In 2018, I lived on a tight college budget. I hesitated to splurge on chicken for dinner, 3$ Ubers, and going out.
It’s hard to make plans with this budget when you’re living in a city without many free and safe public spaces. So I played League Of Legends (LoL) with four friends from school and one girl who lived abroad.
LoL is an online game where two teams of five players conquer the other team’s half of the territory. There are five player roles and thousands of weapons, spells, and characters to master. As a result, most people suck. They make mistakes that throw off games after playing for 40-minutes, leading to in-team and cross-team insults that don’t respect anyone’s family, looks, or background.

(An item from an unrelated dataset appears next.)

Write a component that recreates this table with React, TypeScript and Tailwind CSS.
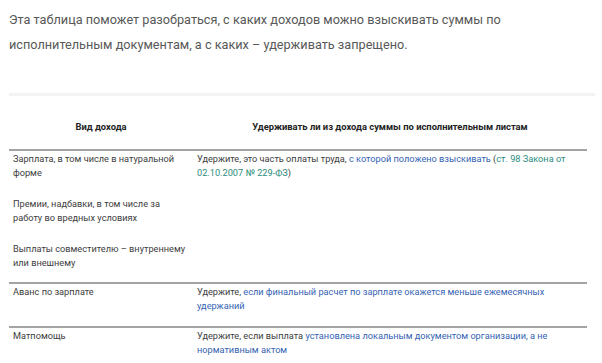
const rows = [
  {
    income: [
      'Зарплата, в том числе в натуральной форме',
      'Премии, надбавки, в том числе за работу во вредных условиях',
      'Выплаты совместителю – внутреннему или внешнему',
    ],
    answer: (
      <>
        Удержите, это часть оплаты труда,{' '}
        <a className="text-[#3563b3]">с которой положено взыскивать</a>{' '}
        (<a className="text-[#2b8c7c]">ст. 98 Закона от 02.10.2007 № 229-ФЗ</a>)
      </>
    ),
  },
  {
    income: ['Аванс по зарплате'],
    answer: (
      <>
        Удержите,{' '}
        <a className="text-[#3563b3]">
          если финальный расчет по зарплате окажется меньше ежемесячных удержаний
        </a>
      </>
    ),
  },
  {
    income: ['Матпомощь'],
    answer: (
      <>
        Удержите, если выплата{' '}
        <a className="text-[#3563b3]">
          установлена локальным документом организации, а не нормативным актом
        </a>
      </>
    ),
  },
];

export default function App() {
  return (
    <div className="w-[602px] h-[363px] overflow-hidden bg-white px-[9px] pt-[7px] font-['Roboto',sans-serif]">
      <p className="text-[12.7px] leading-[25px] text-[#585858] w-[560px]">
        Эта таблица поможет разобраться, с каких доходов можно взыскивать суммы по
        исполнительным документам, а с каких – удерживать запрещено.
      </p>

      <div className="mt-[36px] h-[3px] w-[586px] bg-[#f3f3f1]" />

      <table className="w-[578px] table-fixed border-collapse text-[9.2px] leading-[14px] text-[#3d3d3d]">
        <colgroup>
          <col className="w-[184px]" />
          <col />
        </colgroup>
        <thead>
          <tr className="border-b-2 border-[#a3a3a3]">
            <th className="h-[54px] pt-[8px] text-center align-middle text-[9.4px] font-bold text-[#222]">
              Вид дохода
            </th>
            <th className="h-[54px] pt-[8px] text-center align-middle text-[9.4px] font-bold text-[#222]">
              Удерживать ли из дохода суммы по исполнительным листам
            </th>
          </tr>
        </thead>
        <tbody>
          {rows.map((row, i) => (
            <tr key={i} className={i > 0 ? 'border-t-2 border-[#a3a3a3]' : ''}>
              <td className="align-top pl-[4px] pr-[2px] pt-[1px] pb-[12px]">
                <div className="flex flex-col gap-[17px]">
                  {row.income.map((t) => (
                    <p key={t}>{t}</p>
                  ))}
                </div>
              </td>
              <td className="align-top pl-[4px] pr-[12px] pt-[1px] pb-[13px]">{row.answer}</td>
            </tr>
          ))}
        </tbody>
      </table>
    </div>
  );
}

I liked the chaos. It was that or talking to myself after everyone in my student house left to party. So after learning my LoL squad was meeting in Bogotá, Colombia, I booked the cheapest flight and brought $50 with me to survive for an entire week of going out.

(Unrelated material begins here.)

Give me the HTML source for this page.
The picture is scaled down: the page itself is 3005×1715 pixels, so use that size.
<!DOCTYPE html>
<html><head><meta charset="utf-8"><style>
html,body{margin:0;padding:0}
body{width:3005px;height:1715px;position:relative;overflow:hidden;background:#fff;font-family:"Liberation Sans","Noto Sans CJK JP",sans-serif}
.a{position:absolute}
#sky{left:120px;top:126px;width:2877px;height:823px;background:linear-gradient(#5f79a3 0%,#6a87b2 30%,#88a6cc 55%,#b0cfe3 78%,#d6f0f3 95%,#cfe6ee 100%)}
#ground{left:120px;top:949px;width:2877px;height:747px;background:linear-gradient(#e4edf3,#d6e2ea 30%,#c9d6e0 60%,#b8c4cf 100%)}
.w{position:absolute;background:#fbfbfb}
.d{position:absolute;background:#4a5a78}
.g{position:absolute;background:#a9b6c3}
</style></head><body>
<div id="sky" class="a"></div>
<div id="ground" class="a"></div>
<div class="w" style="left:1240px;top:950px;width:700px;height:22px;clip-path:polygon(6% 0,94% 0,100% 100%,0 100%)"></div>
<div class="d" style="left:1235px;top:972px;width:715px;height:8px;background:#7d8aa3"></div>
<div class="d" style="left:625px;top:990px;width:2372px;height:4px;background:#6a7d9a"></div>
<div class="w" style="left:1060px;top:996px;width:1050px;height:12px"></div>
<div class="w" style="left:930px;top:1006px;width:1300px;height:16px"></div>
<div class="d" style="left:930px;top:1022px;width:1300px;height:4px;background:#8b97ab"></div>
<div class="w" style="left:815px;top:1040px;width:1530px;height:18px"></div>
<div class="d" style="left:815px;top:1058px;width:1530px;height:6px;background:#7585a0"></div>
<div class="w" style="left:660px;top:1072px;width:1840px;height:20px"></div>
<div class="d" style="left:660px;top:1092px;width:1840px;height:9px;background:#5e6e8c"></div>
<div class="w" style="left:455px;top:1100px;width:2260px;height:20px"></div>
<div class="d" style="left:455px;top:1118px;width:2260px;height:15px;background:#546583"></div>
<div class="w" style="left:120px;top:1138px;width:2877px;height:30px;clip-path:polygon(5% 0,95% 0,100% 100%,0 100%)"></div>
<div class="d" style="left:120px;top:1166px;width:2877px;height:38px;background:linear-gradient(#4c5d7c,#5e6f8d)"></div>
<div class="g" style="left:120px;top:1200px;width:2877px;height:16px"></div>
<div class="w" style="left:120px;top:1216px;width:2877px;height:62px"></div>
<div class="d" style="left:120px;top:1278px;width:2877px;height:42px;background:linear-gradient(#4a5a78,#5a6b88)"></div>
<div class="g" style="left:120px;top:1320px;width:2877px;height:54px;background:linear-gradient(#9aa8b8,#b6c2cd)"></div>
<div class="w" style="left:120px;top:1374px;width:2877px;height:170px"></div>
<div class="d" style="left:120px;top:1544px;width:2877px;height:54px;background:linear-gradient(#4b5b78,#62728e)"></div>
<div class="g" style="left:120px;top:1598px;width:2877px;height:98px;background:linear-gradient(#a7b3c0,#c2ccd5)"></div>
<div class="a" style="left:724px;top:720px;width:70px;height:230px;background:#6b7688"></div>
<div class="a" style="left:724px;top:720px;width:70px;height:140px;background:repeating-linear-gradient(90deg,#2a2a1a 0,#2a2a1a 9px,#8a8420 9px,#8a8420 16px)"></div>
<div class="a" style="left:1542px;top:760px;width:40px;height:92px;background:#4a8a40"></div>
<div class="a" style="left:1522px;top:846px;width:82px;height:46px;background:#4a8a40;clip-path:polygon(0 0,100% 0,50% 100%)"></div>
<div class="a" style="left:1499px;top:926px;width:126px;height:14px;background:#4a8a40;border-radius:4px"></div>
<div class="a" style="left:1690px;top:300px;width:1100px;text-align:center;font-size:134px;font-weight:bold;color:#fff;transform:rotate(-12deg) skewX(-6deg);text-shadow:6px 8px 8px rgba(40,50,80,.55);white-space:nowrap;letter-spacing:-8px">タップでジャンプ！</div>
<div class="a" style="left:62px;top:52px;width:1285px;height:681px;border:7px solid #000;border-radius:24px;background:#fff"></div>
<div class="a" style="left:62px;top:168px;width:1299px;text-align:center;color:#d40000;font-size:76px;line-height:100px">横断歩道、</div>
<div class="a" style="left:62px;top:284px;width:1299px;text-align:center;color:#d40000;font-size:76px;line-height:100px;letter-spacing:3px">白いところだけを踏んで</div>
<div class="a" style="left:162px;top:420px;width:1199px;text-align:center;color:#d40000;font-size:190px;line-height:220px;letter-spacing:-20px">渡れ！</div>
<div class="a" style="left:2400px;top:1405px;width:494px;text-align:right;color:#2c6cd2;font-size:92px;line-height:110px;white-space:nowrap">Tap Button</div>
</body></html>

We visited historical landmarks, played party games, and ate at unhealthy places. Everything about the trip was fantastic, except for my budget—which was $10 per day. It made me feel like an actor from Extreme Cheapskates, a show where stingy people get constipated to save money on toilet paper. The difference between the show’s actors and me is that I didn’t have an alternative. There wasn’t toilet paper, only constipation.
In 2021, I met a few of our squad members in Bogotá. This time, I had an unlimited budget. I had spent the last 2.5 years overworking. For the first time in my life, I ate what I wanted and went to the events I wanted.
The contrast between these trips has a lesson that can be hard to comprehend while going through an unpleasant time—you can’t predict when your life will change, no matter how much history is behind you.
If I were to have predicted my future after college, I would have foreseen gloomy days because that’s what I’d been experiencing. While, in reality, my quality of life after college is 10x better than it was while studying.
The Turkey Problem, a concept from Statistician Nassim Taleb, is a metaphor that describes how past evidence can’t lead to conclusions about the future. “A turkey is fed for a thousand days by a butcher,” says Taleb, “every day is a confirmation to his team of analysts that butchers love turkeys.” So if someone asked you what would happen to the turkey on day 1001, you would likely say the butcher would feed it. But day 1000 could well be the turkey’s last day before his Thanksgiving red carpet entrance.
The absence of evidence that your life will change is not evidence that your life won’t change. Life can change in a short period. So keep living long enough to see it.